Exposure to airborne asbestos can cause a form of cancer known as mesothelioma. This cancer can affect the lining of several internal organs and is only treatable in certain cases. Those employees exposed throughout the last two decades to asbestos in the workplace are often stricken with asbestos-related diseases. As asbestos was used so regularly prior to the 1970s, it can still be found in many materials from building materials on older homes like shingles, insulation and flooring, on automotive parts such as brakes, and as insulation in many operations that required a high heat-shielding material. Due to the widespread use of asbestos and the isolated continued usage of this hazardous material, asbestos still poses threats to many in the workplace.
There are many careers that carry a risk of asbestos exposure, and although not all employees in these fields experience asbestos-related disease, there are several occupations that carry a higher risk factor than others. Mine workers who have excavated vermiculite and talc have often been exposed to airborne asbestos and, of course, those employees of plants that produce asbestos products are at a constant risk of exposure. Steel mills, oil refineries and power plants that required insulation products with high heat and fire resistance used many asbestos products as thermal insulators.
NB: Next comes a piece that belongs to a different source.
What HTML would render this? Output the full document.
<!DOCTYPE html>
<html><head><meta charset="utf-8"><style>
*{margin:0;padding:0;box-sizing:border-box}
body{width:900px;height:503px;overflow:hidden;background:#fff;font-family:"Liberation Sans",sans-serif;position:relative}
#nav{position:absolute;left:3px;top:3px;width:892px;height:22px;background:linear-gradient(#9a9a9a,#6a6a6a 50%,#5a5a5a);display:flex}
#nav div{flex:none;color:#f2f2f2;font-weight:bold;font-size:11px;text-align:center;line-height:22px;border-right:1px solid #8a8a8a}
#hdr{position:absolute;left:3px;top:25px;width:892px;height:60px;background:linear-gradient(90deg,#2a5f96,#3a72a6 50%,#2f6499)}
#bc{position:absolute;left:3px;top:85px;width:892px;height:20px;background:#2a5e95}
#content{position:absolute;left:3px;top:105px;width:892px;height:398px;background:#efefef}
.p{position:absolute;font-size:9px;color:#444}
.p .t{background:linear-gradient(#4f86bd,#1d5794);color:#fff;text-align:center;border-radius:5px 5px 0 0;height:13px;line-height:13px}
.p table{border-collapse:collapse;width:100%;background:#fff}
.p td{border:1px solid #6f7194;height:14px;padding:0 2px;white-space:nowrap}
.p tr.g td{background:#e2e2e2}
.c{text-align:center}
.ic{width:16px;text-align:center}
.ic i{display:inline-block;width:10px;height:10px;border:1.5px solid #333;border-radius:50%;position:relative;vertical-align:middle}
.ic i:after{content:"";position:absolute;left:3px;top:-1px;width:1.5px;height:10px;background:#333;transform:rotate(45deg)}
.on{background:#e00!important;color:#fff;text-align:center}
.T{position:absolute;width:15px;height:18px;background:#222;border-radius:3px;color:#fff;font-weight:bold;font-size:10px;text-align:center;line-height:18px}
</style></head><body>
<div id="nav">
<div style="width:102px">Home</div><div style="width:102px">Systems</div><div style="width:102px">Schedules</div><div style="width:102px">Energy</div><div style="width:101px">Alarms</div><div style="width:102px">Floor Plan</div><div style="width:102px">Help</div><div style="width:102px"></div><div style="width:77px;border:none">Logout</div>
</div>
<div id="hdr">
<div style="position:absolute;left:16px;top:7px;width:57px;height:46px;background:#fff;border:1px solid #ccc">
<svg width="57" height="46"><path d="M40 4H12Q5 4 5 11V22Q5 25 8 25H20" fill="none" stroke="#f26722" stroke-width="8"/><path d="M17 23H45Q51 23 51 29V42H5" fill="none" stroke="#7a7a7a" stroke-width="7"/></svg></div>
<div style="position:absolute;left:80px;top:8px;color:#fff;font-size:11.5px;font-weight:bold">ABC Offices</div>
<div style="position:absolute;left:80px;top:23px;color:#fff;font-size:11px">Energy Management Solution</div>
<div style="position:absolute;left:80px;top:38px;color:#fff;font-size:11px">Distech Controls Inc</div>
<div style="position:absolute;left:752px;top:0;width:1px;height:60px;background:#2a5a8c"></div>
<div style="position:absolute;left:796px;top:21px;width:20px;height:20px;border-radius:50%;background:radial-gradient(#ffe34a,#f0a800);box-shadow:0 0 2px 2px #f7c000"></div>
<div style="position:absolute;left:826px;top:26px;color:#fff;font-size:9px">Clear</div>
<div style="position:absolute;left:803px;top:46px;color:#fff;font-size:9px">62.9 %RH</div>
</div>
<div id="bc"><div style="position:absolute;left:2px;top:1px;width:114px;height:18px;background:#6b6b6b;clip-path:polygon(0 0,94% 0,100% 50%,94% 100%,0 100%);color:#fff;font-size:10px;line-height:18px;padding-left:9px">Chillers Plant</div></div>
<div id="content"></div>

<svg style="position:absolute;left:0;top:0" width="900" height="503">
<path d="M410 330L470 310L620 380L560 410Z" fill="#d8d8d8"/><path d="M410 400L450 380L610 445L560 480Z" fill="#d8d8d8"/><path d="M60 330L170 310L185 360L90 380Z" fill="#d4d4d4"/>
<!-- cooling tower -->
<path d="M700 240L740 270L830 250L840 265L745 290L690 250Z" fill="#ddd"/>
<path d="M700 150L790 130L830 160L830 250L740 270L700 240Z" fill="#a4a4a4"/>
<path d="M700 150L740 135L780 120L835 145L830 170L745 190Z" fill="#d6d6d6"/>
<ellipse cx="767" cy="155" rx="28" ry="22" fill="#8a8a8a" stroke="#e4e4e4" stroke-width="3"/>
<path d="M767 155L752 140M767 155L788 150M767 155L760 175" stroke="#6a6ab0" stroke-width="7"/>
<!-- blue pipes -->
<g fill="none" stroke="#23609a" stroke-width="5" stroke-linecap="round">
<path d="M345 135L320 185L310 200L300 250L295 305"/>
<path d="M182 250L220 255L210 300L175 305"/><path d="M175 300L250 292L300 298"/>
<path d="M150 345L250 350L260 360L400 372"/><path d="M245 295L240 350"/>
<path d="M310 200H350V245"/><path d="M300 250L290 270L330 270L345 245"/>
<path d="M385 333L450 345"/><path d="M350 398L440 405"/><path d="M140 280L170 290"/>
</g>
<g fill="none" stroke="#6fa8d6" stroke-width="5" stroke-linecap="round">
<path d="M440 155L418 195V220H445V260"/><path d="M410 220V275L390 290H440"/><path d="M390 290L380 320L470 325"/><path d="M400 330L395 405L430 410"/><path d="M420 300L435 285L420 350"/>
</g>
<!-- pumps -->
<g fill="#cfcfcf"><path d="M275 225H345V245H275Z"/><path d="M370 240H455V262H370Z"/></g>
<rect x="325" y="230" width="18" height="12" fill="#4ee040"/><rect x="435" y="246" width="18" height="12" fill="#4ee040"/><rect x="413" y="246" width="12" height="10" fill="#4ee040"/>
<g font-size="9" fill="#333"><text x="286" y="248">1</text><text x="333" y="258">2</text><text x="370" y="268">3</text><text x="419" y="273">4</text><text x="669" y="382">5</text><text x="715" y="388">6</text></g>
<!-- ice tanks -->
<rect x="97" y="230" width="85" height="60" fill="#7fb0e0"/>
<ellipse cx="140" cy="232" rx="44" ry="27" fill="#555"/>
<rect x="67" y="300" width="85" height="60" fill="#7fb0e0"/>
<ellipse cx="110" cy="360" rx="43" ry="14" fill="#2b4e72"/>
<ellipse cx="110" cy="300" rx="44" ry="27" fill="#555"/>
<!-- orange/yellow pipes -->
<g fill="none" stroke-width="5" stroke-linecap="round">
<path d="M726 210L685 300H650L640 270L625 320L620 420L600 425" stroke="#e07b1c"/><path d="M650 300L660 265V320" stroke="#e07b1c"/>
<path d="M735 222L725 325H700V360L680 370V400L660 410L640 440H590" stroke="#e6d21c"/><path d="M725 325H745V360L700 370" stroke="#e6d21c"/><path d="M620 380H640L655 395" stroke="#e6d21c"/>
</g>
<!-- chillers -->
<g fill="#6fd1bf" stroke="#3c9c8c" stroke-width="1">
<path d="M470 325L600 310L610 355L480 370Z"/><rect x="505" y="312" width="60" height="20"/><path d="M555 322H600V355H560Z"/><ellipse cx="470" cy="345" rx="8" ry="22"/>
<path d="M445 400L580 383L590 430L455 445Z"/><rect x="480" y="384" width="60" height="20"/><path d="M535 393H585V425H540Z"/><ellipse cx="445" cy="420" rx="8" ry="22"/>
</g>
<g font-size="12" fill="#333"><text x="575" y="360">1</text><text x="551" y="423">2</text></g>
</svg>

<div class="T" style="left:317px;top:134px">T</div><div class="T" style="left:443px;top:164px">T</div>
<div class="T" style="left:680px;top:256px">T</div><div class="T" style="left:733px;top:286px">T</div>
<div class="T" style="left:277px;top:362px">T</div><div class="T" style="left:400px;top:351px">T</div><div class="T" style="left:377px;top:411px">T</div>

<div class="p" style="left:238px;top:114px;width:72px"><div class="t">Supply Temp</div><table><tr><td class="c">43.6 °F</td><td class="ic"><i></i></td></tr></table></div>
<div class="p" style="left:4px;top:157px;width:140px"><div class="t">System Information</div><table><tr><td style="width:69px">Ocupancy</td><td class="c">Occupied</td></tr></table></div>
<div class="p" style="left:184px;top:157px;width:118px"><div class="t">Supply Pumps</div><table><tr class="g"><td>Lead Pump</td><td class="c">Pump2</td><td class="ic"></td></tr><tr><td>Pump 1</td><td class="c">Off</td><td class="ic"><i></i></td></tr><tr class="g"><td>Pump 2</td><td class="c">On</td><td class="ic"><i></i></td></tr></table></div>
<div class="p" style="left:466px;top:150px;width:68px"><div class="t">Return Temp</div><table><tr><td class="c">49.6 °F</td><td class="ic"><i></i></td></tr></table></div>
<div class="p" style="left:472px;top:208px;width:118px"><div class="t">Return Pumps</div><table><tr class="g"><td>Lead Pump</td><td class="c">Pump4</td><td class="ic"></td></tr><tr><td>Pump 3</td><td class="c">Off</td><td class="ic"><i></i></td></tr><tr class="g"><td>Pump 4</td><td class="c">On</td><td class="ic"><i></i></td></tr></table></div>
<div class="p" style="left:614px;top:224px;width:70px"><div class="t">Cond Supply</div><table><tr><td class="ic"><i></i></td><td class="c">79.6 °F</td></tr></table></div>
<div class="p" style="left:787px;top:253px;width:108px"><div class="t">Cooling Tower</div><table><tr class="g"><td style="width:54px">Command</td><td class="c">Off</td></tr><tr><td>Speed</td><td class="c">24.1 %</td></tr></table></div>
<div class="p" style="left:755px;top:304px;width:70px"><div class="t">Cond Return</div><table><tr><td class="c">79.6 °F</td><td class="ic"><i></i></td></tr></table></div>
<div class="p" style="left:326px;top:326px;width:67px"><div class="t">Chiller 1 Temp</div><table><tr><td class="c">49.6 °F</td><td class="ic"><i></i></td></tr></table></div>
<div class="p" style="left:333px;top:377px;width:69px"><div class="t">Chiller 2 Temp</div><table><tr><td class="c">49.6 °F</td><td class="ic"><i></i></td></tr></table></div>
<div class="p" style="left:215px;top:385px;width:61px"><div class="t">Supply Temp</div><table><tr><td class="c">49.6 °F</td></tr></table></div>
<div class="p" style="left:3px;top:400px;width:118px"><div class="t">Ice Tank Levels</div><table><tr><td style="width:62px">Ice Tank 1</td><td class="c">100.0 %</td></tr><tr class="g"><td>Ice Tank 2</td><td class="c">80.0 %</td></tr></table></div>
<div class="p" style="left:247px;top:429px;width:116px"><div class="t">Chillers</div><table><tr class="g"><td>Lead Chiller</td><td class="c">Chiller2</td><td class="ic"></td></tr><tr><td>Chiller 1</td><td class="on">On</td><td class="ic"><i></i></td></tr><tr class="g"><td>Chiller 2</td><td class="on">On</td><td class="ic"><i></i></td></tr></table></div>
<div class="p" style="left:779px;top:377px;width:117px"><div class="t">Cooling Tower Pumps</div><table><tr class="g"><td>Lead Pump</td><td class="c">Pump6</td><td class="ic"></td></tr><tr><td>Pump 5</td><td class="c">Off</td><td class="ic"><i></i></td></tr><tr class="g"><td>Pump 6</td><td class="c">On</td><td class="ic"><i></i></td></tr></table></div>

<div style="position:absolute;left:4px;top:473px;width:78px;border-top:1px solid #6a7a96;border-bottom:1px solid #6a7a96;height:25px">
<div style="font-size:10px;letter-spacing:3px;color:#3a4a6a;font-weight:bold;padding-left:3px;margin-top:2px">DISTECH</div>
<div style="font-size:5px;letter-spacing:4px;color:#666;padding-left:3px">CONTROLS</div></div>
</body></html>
Railroads and shipyards used asbestos materials for many purposes, and repairs to such materials were usually done by hand and with no protection from the airborne particles that cause mesothelioma and other asbestos-related illnesses. Most construction workers were exposed to asbestos on a daily basis as most building materials from drywall and stucco to shingles and flooring contained amounts of asbestos that could be harmful. These risks extend to demolition crews hired to tear down older buildings. Automotive repairmen also run the risk of exposure, as many brake pads and drums were constructed of asbestos material.
Today one job that still encounters the high risk of asbestos exposure every day is the life of a firefighter. Homes and businesses built before the ban of asbestos materials burn like any other, and firefighters come to the rescue with each flame. Each time a firefighter responds to a fire at an older building, they are running the risk of being exposed to asbestos fibers in the building materials. In order to conduct fire control techniques, firemen must chop through walls, ceilings and floors: and with each swing of the ax in an older building; more asbestos could possibly be escaping into the air. Most firemen wear protective masks when inside of a building, but there really is no stopping these materials from escaping into the outside air when a building collapses. The irony of the firefighter’s career is that most of the protective gear they wear is made from asbestos material because of its heat and fire-resistant properties. Firemen are trained on the dangers of asbestos exposure, and most wear facial masks with HEPA filters to reduce their risk of exposure.
Although bans have been placed to restrict the use of asbestos, and regulations must be posted in workplaces where exposure to asbestos is still a possibility, the threat of asbestos-related diseases like mesothelioma still exist for many of today’s laborers. Before making your next career choice or planning your next big job change, make the proper inquiries about your risk of exposure to asbestos in the workplace.